Below are some records. Copy every line in them that holds "screenshot".

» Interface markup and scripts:
==============================
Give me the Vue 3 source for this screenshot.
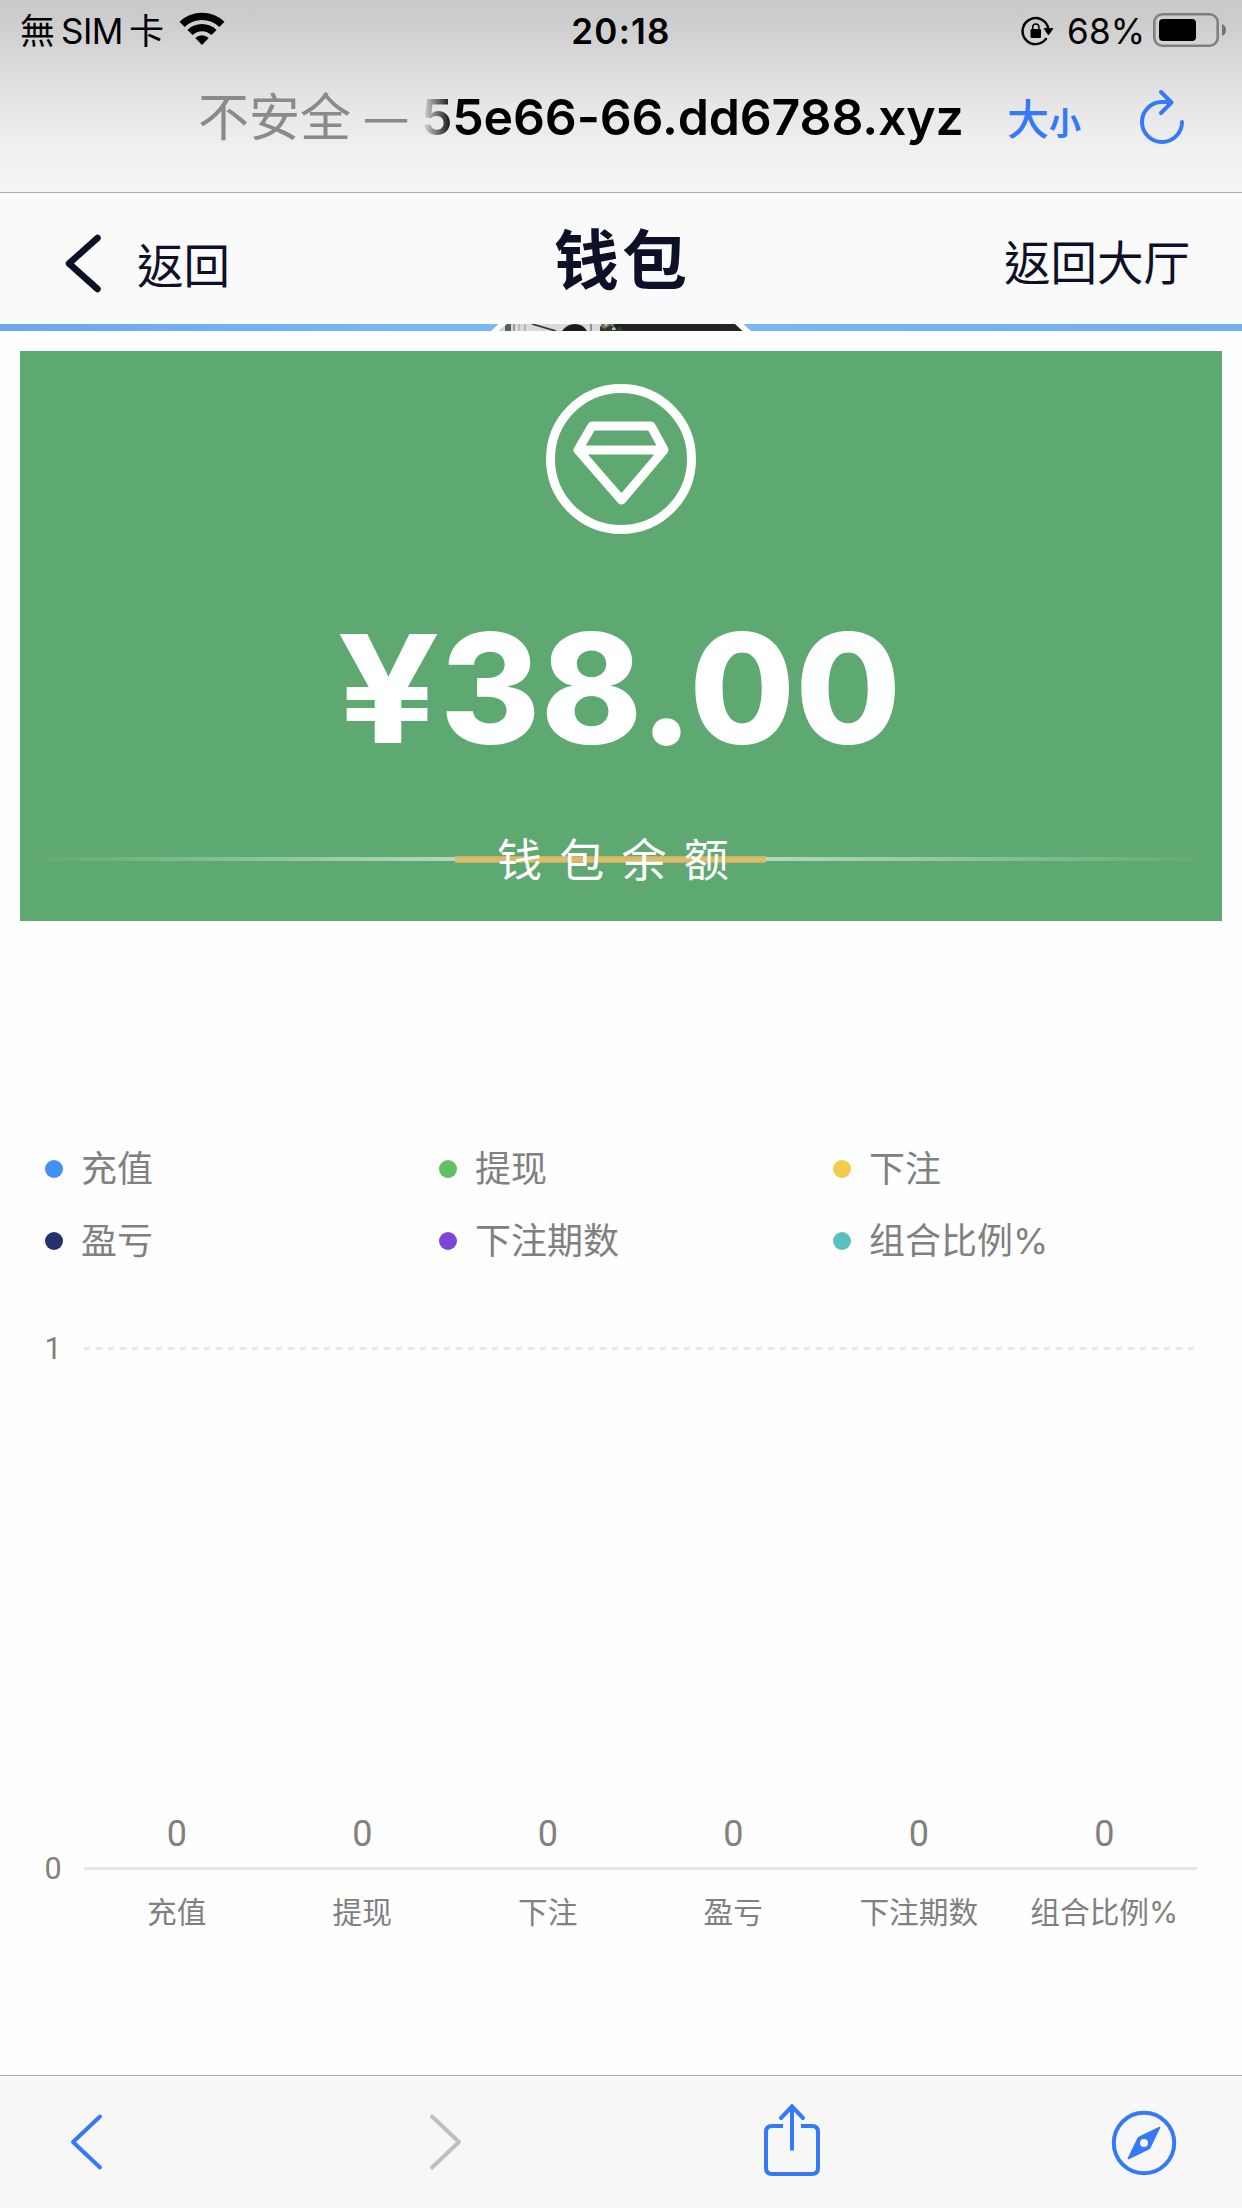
<script setup>
const series = [
  { name: '充值', color: '#448ef7', value: 0 },
  { name: '提现', color: '#62bf66', value: 0 },
  { name: '下注', color: '#f2cd49', value: 0 },
  { name: '盈亏', color: '#25306e', value: 0 },
  { name: '下注期数', color: '#7d46d8', value: 0 },
  { name: '组合比例%', color: '#59c0c0', value: 0 },
]
</script>

<template>
  <div class="screen">
    <header class="chrome">
      <div class="status">
        <div class="carrier"><span class="wu">無</span><span class="sim">SIM</span><span class="ka">卡</span>
          <svg class="wifi" width="46" height="34" viewBox="0 0 46 34">
            <path d="M0.5 9.7A32.500 32.500 0 0 1 45.500 9.700L40.300 15A25 25 0 0 0 5.700 15Z" />
            <path d="M8.400 17.900A21 21 0 0 1 37.600 17.900L32.400 23.100A13.500 13.500 0 0 0 13.600 23.100Z" />
            <path d="M16.300 26A9.800 9.800 0 0 1 29.700 26L23 33Z" />
          </svg>
        </div>
        <div class="clock">20:18</div>
        <div class="battery-side">
          <svg class="lock" width="33" height="31" viewBox="0 0 33 31">
            <path d="M25.500 22.200A13 13 0 1 1 27.300 12.500" fill="none" stroke="#000" stroke-width="2.400" />
            <path d="M23 12.500H32L27.500 19Z" stroke="#000" stroke-width=".8" stroke-linejoin="round" />
            <rect x="9.500" y="13" width="10.500" height="9" rx="1.200" />
            <path d="M11.700 13.500V11A3.100 3.100 0 0 1 17.900 11V13.500" fill="none" stroke="#000" stroke-width="1.500" />
          </svg>
          <span class="percent">68%</span>
          <svg class="battery" width="74" height="34" viewBox="0 0 74 34">
            <rect x="1.300" y="1.300" width="63.400" height="31.400" rx="8" fill="none" stroke="#808080" stroke-width="2.600" />
            <rect x="6" y="6" width="37" height="22" rx="4" />
            <path d="M69 11C74.300 12.500 74.300 21.500 69 23Z" fill="#757575" />
          </svg>
        </div>
      </div>
      <div class="address">
        <span class="insecure">不安全</span>
        <span class="dash">—</span>
        <span class="host">55e66-66.dd6788.xyz</span>
        <span class="text-size"><b>大</b><i>小</i></span>
        <svg class="reload" width="48" height="58" viewBox="0 0 48 58">
          <g fill="none" stroke="#3579f6" stroke-width="4" stroke-linecap="round" stroke-linejoin="round">
            <path d="M44 34A20 20 0 1 1 24 14H33" />
            <path d="M23 4L33.500 14.500L23 25" />
          </g>
        </svg>
      </div>
    </header>

    <nav class="page-nav">
      <svg class="nav-back" width="40" height="60" viewBox="0 0 40 60">
        <path d="M33.500 4L5 29.500L33.500 55" fill="none" stroke="#0d1026" stroke-width="6.500" stroke-linecap="round" stroke-linejoin="round" />
      </svg>
      <span class="back-label">返回</span>
      <h1>钱包</h1>
      <span class="lobby">返回大厅</span>
    </nav>

    <svg class="profile-strip" width="1242" height="7" viewBox="0 0 1242 7">
      <defs>
        <linearGradient id="sky"><stop offset="0" stop-color="#6ca8ee" /><stop offset=".35" stop-color="#77b9f5" /><stop offset=".6" stop-color="#76b7f5" /><stop offset="1" stop-color="#71aeee" /></linearGradient>
        <clipPath id="avatar"><path d="M507 0H735L742.500 7H499Z" /></clipPath>
      </defs>
      <rect width="1242" height="7" fill="url(#sky)" />
      <path d="M498.500 0H743.500L751 7H491Z" fill="#fff" />
      <g clip-path="url(#avatar)">
        <rect x="499" width="245" height="7" fill="#202524" />
        <rect x="499" width="107" height="7" fill="#dadbd9" />
        <rect x="499" width="6" height="7" fill="#cfd5d2" />
        <rect x="505" width="6" height="7" fill="#59635e" />
        <rect x="513" width="2" height="7" fill="#9a9f9b" />
        <rect x="518" width="2" height="7" fill="#bcbdb8" />
        <rect x="524" width="2" height="7" fill="#b7b8b3" />
        <path d="M532 0L556 7" stroke="#303637" stroke-width="1.800" />
        <path d="M562 7Q567 0 575 0Q583 0 587 7Z" fill="#1a1d1c" />
        <rect x="590" width="2" height="7" fill="#8f918b" />
        <rect x="601" width="13" height="7" fill="#6c7b60" />
        <path d="M600 2L605 5L610 1L616 5L622 2V7H600Z" fill="#2f3a2c" />
        <path d="M604 0H608L606 3ZM612 4L615 3L616 6H612Z" fill="#b8bda9" />
      </g>
    </svg>

    <section class="balance">
      <svg class="gem" width="150" height="150" viewBox="0 0 150 150" fill="none" stroke="#fff">
        <circle cx="75" cy="75" r="70.500" stroke-width="9" />
        <path d="M46 42H105L118 66L75.500 116L32 66ZM32 66H118" stroke-width="9" stroke-linejoin="round" />
      </svg>
      <div class="amount"><span class="yen">¥</span><span class="figure">38.00</span></div>
      <div class="caption"><span>钱包余额</span></div>
    </section>

    <section class="stats">
      <ul class="legend">
        <li v-for="s in series" :key="s.name">
          <i class="dot" :style="{ background: s.color }"></i>{{ s.name }}
        </li>
      </ul>
      <div class="chart">
        <div class="scale"><span>1</span><span>0</span></div>
        <div class="plot">
          <div class="grid-line"></div>
          <div class="values"><span v-for="s in series" :key="s.name">{{ s.value }}</span></div>
          <div class="base-line"></div>
          <div class="names"><span v-for="s in series" :key="s.name">{{ s.name }}</span></div>
        </div>
      </div>
    </section>

    <footer class="toolbar">
      <svg class="t-back" width="40" height="60" viewBox="0 0 40 60"><path d="M32 4.500L5 30L32 55.500" fill="none" stroke="#3579f6" stroke-width="4" stroke-linecap="round" stroke-linejoin="round" /></svg>
      <svg class="t-next" width="40" height="60" viewBox="0 0 40 60"><path d="M6 4.500L33 30L6 55.500" fill="none" stroke="#bfbfbf" stroke-width="4" stroke-linecap="round" stroke-linejoin="round" /></svg>
      <svg class="t-share" width="60" height="76" viewBox="0 0 60 76">
        <g fill="none" stroke="#3579f6" stroke-width="4">
          <path d="M21 24H10Q4 24 4 30V66Q4 72 10 72H50Q56 72 56 66V30Q56 24 50 24H39" />
          <path d="M30 47V4M19 16L30 4.500L41 16" stroke-linecap="round" stroke-linejoin="round" />
        </g>
      </svg>
      <svg class="t-compass" width="66" height="66" viewBox="0 0 66 66">
        <circle cx="33" cy="33" r="30.200" fill="none" stroke="#3579f6" stroke-width="4" />
        <path d="M48.300 16.700Q49.500 16.500 49.300 17.700L39.500 38Q39 39 38 39.500L18 49.300Q16.500 49.500 16.700 48L26.500 28Q27 27 28 26.500ZM33 29A4 4 0 1 0 33 37A4 4 0 1 0 33 29Z" fill="#3579f6" fill-rule="evenodd" />
      </svg>
    </footer>
  </div>
</template>

<style>
body { margin: 0; background: #fefefe; }
</style>

<style scoped>
.screen {
  width: 1242px;
  height: 2208px;
  display: flex;
  flex-direction: column;
  overflow: hidden;
  background: #fefefe;
  font-family: Inter, "Noto Sans CJK SC", sans-serif;
  color: #000;
}
.screen svg { display: block; flex: none; }
span { white-space: nowrap; }

.chrome {
  box-sizing: border-box;
  height: 193px;
  border-bottom: 1px solid #ababab;
  background: linear-gradient(#c9c9c9, #cdcdcd 20px, #d9d9d9 62px, #e6e6e6 105px, #f0f0f0 150px, #f4f4f4 192px);
}
.status {
  display: grid;
  grid-template-columns: 1fr 200px 1fr;
  height: 62px;
  font-size: 35px;
  line-height: 62px;
}
.carrier { display: flex; padding-left: 20px; font-family: Inter, "Noto Sans CJK TC", sans-serif; }
.wu { width: 41px; }
.sim { width: 68px; letter-spacing: -.5px; }
.ka { width: 50px; }
.wifi { margin-top: 12px; }
.clock { text-align: center; font-weight: 600; letter-spacing: 1.200px; }
.battery-side { display: flex; justify-content: flex-end; padding-right: 15px; }
.lock { margin-top: 16px; }
.percent { width: 77px; margin-left: 13px; letter-spacing: .2px; }
.battery { margin: 13px 0 0 9px; }

.address { display: flex; height: 110px; padding-left: 198px; line-height: 110px; font-size: 50px; }
.insecure { width: 167px; font-size: 51px; line-height: 112px; color: #8a8a8a; }
.dash { width: 56px; font-size: 42px; line-height: 114px; color: #8a8a8a; }
.host {
  width: 586px;
  font-weight: 600;
  letter-spacing: -.15px;
  -webkit-mask-image: linear-gradient(90deg, transparent, #000 32px);
  mask-image: linear-gradient(90deg, transparent, #000 32px);
}
.text-size { width: 131px; color: #3579f6; font-weight: 500; }
.text-size b { font-size: 42px; font-weight: 500; }
.text-size i { font-size: 32px; font-style: normal; font-weight: 700; }
.reload { margin-top: 26px; }

.page-nav { display: flex; height: 131px; background: #fafafa; color: #0d1026; font-family: "Noto Sans CJK TC", sans-serif; font-size: 46.500px; }
.nav-back { margin: 41px 0 0 64px; }
.back-label { width: 417px; margin-left: 33px; line-height: 139px; }
h1 { width: 450px; margin: 0; font: 700 65px/126px "Noto Sans CJK SC", sans-serif; letter-spacing: 3px; }
.lobby { line-height: 133px; }

.balance {
  display: flex;
  flex-direction: column;
  align-items: center;
  height: 570px;
  margin: 20px 20px 0;
  background: #5ea871;
  color: #fff;
}
.gem { margin-top: 33px; }
.amount { display: flex; align-self: stretch; height: 200px; margin-top: 55px; padding-left: 317px; font-size: 153px; font-weight: 800; line-height: 200px; }
.yen { width: 103px; font-size: 150px; font-weight: 700; transform: scaleX(1.200); transform-origin: left; }
.figure { letter-spacing: .3px; }
.caption {
  align-self: stretch;
  height: 60px;
  margin-top: 42px;
  text-align: center;
  font: 45px/54px "Noto Sans CJK SC", sans-serif;
  letter-spacing: 17.300px;
  background:
    linear-gradient(#b5b26a, #dfbb69 2px, #dfbb69 5px, #b5b26a) 435px 25px / 311px 7px no-repeat,
    linear-gradient(90deg, #fff0, #ffffff8c 436px, #ffffff8c 746px, #fff0) 0 26px / 100% 4px no-repeat;
}
.caption span { display: inline-block; margin-left: 1px; }

.stats { height: 1154px; color: #808080; }
.legend { display: grid; grid-template: 72px 72px / 394px 394px 394px; margin: 0; padding: 212px 0 0 45px; list-style: none; font-size: 36px; line-height: 68px; }
.legend li { display: flex; align-items: center; height: 72px; white-space: nowrap; }
.dot { width: 18px; height: 18px; margin-right: 18px; border-radius: 50%; }
.chart { display: flex; margin-top: 50px; font-family: Roboto, "Liberation Sans", sans-serif; }
.scale { display: flex; flex-direction: column; justify-content: space-between; align-items: center; width: 18px; height: 564px; margin: 0 22px 0 44px; font-size: 30.500px; line-height: 44px; }
.plot { width: 1113px; padding-top: 20px; }
.grid-line { height: 3px; width: 1112px; background: repeating-linear-gradient(90deg, #e8e8e8 0 6px, transparent 6px 12px); }
.values, .names { display: grid; grid-template-columns: repeat(6, 1fr); text-align: center; }
.values { padding-top: 459px; font-size: 36px; line-height: 50px; }
.base-line { height: 3px; margin-top: 8px; background: #e6e6e6; }
.names { font: 29.700px/40px Inter, "Noto Sans CJK SC", sans-serif; padding-top: 22px; }

.toolbar { box-sizing: border-box; display: flex; height: 133px; border-top: 1px solid #ababab; background: #f7f7f7; }
.t-back { margin: 36px 0 0 68px; }
.t-next { margin: 36px 0 0 318px; }
.t-share { margin: 26px 0 0 296px; }
.t-compass { margin: 34px 0 0 289px; }
</style>
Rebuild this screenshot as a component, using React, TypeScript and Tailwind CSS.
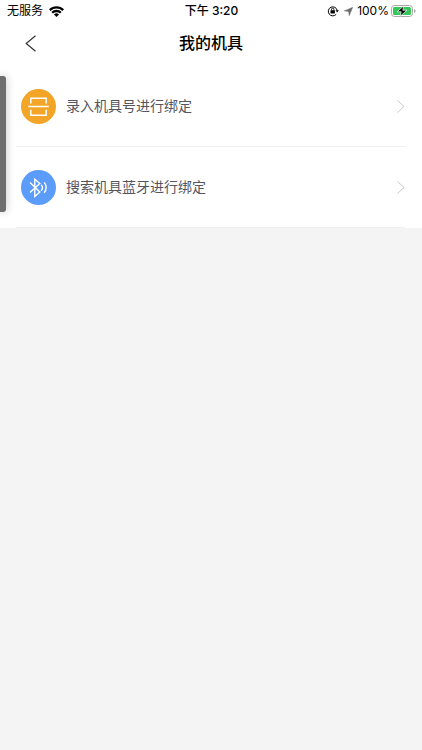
==============================
» Task output:
Give me the Vue 3 source for this screenshot.
Rebuild this screenshot as a component, using React, TypeScript and Tailwind CSS.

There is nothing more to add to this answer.